Lo que prometía ser un simple viaje de caza a Asturias acabó convirtiéndose en una aventura redonda, repleta de risas, paisajes de postal, digestiones imposibles y encuentros con lo más salvaje del monte. Todo empezó con una brillante idea: ir a por un rebeco con mi buen amigo Juan. ¿Qué podía salir mal? Nada… o eso creíamos.
Partimos con calma, atentos a cada siembra, a cada prado, cazando corzos con la mirada. Camino de Ponga, la nostalgia y las carcajadas nos acompañaban en el asiento de atrás. La llegada no pudo ser mejor: cena potente a base de torreznos, cachopo XXL, tarta de queso… y el Barça encajando goles como si no hubiera un mañana. Noche perfecta. Hasta que el cachopo pasó factura en forma de insomnio.
A las seis de la mañana, ya estábamos en pie. Nos recogieron los guardas, hombres curtidos y sabios del terreno, con los que subimos montaña arriba mientras hablábamos de todo un poco. Nada más llegar al cazadero, empezaron a asomar los primeros rebecos, aunque algo lejos. Uno se acercó, pero era pequeño. No valía.
Iniciamos entonces una subida de esas que se graban en las piernas y en la memoria. Aparece un rebeco con hembra y cría, pero la madre no quiere testigos y los aleja rápidamente. Seguimos subiendo. Otro macho a la vista. Lo intentamos. Me preparo, mochila bien colocada (¡gracias Zalo, regalo estrella de Artemisan!), Juan canta la distancia, el rebeco se perfila… pero se cruza un vareto de venado en el visor. ¡Con todo el monte, y justo por ahí! Cuando por fin vuelvo a encarar, el rebeco no para. Justo cuando parece que va a hacer su típica parada para mirar… oigo: “No dispares, tiene buen futuro, vamos a dejarlo para otro año”. Así es la caza ética.
Más montaña. Más rebecos. Todos con pinta de «otro año será». Y entonces, la magia: Juan localiza uno solitario junto a una pedriza. Los guardas lo miran con el telescopio y dan luz verde. Pero no hay cobertura vegetal ni forma de entrada. Estrategia: uno de los guardas y Juan se quedan charlando, haciendo de señuelo, mientras el otro guarda y yo avanzamos a pecho descubierto, estilo senderista urbanita.
El rebeco, alerta, empieza a subir… pero hacia nosotros. A 500 metros, me apoyo en una piedra. Primer disparo: limpio, pero sin éxito. El animal corre y, en su huida, se acerca. Se detiene un instante. Corrijo. Disparo. Y entonces, ese sonido inconfundible: “plaf”. Contacto. ¡Es mío!
Abrazos, fotos, emoción.
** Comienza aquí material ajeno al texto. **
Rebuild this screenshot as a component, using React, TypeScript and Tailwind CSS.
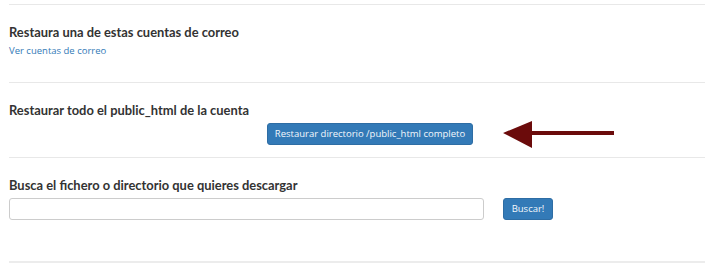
import React from "react";

export default function App() {
  const head = "font-bold text-[12.9px] leading-[16px] text-[#333333]";
  return (
    <div className="relative w-[705px] h-[265px] bg-white overflow-hidden" style={{ fontFamily: '"Open Sans", sans-serif' }}>
      <div className="pl-[9px] pt-[4px]">
        <div className="border-t border-[#e8e8e8]" />
        <div className="h-[77px] pt-[19px]">
          <h3 className={head} style={{ fontFamily: 'Lato, "Open Sans", sans-serif' }}>Restaura una de estas cuentas de correo</h3>
          <a className="block mt-[4px] text-[9.5px] leading-[14px] text-[#337ab7]">Ver cuentas de correo</a>
        </div>
        <div className="border-t border-[#e8e8e8]" />
        <div className="h-[74px] pt-[19px]">
          <h3 className={head} style={{ fontFamily: 'Lato, "Open Sans", sans-serif' }}>Restaurar todo el public_html de la cuenta</h3>
          <button className="ml-[258px] mt-[5px] w-[206px] h-[22px] rounded-[3px] bg-[#337ab7] border border-[#2e6da4] text-[#f4f8fc] text-[9.5px] leading-[20px] whitespace-nowrap">
            Restaurar directorio /public_html completo
          </button>
        </div>
        <div className="border-t border-[#e8e8e8]" />
        <div className="h-[103px] pt-[19px]">
          <h3 className={head} style={{ fontFamily: 'Lato, "Open Sans", sans-serif' }}>Busca el fichero o directorio que quieres descargar</h3>
          <div className="flex items-center mt-[5px] gap-[19px]">
            <input className="w-[475px] h-[22px] border border-[#cccccc] rounded-[3px] bg-white" />
            <button className="w-[50px] h-[22px] rounded-[3px] bg-[#337ab7] border border-[#2e6da4] text-[#f4f8fc] text-[9.5px] leading-[20px] whitespace-nowrap">Buscar!</button>
          </div>
        </div>
        <div className="border-t-2 border-[#ececec]" />
      </div>
      <svg className="absolute left-[500px] top-[118px]" width="118" height="34" viewBox="0 0 118 34">
        <polygon points="3,15 32,3 32,13 114,13 114,17 32,17 32,30" fill="#6b0b0b" />
      </svg>
    </div>
  );
}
Incluso los guardas quieren inmortalizar el momento: estamos en lo más alto, justo en el límite con León. El rebeco, dentro de lo que buscábamos: precioso. Aviamos el animal, recogemos algo de carne y dejamos el resto para lobos, raposos o, quién sabe, algún oso con hambre.
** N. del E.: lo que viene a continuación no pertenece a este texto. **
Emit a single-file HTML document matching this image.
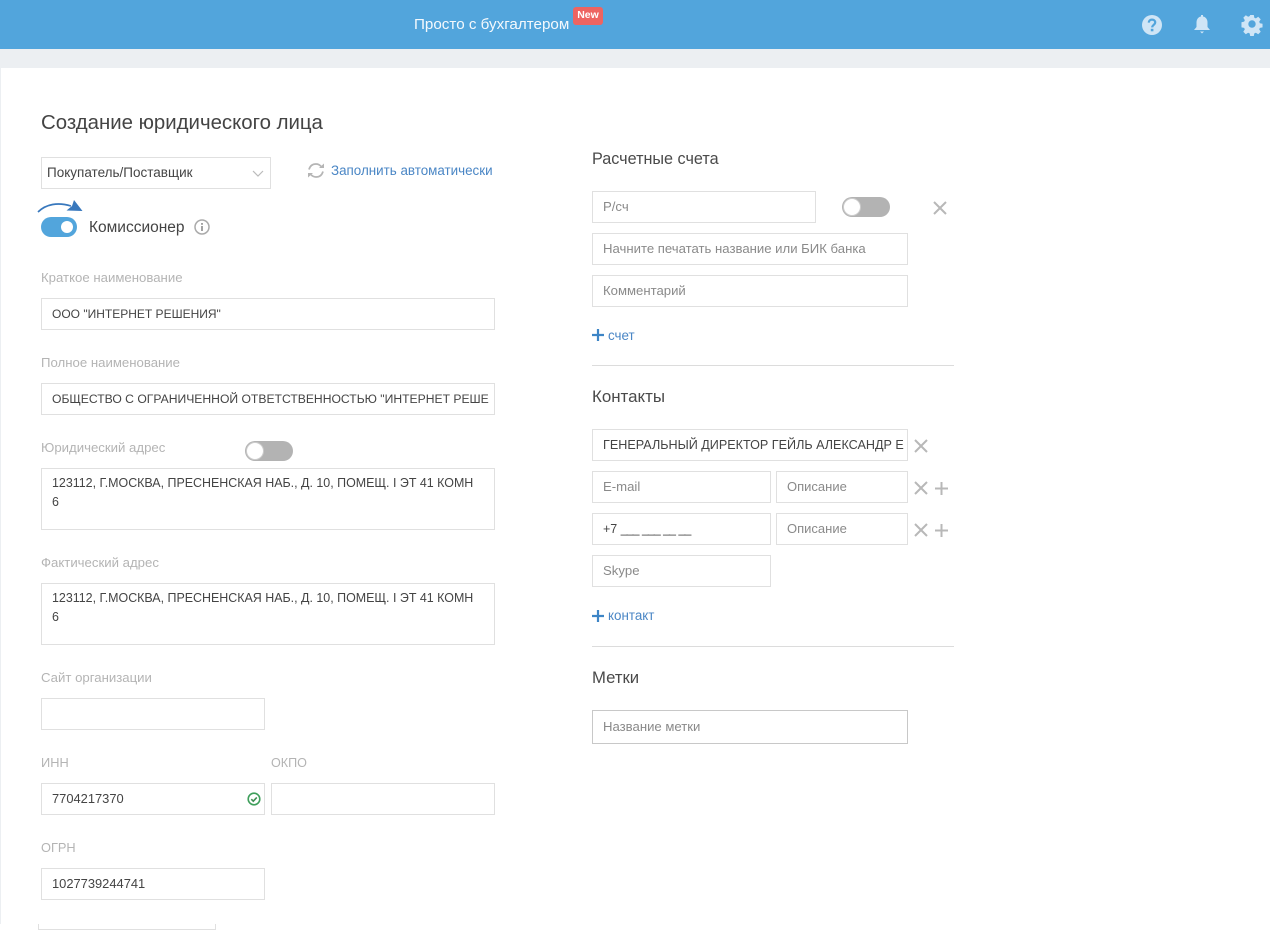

Aún era temprano, así que seguimos oteando valles. Rebecos por doquier. Asturias en estado puro. Me dio pena haber disparado ya. Quería quedarme allí.
La bajada fue larga, pero amena. Y aún más rebecos a la vista. Increíble. Ya en el hotel, buena carne, copazo y tertulia con los guardas. Hablamos de lobos, osos, corzos y de lo mal que se gestiona el monte desde los despachos. Las leyes no pueden hacerse lejos del campo.
Así terminó esta aventura: un rececho inolvidable, en el paraíso, con un amigo de los de verdad. Si algún día tenéis la oportunidad… no la dejéis escapar.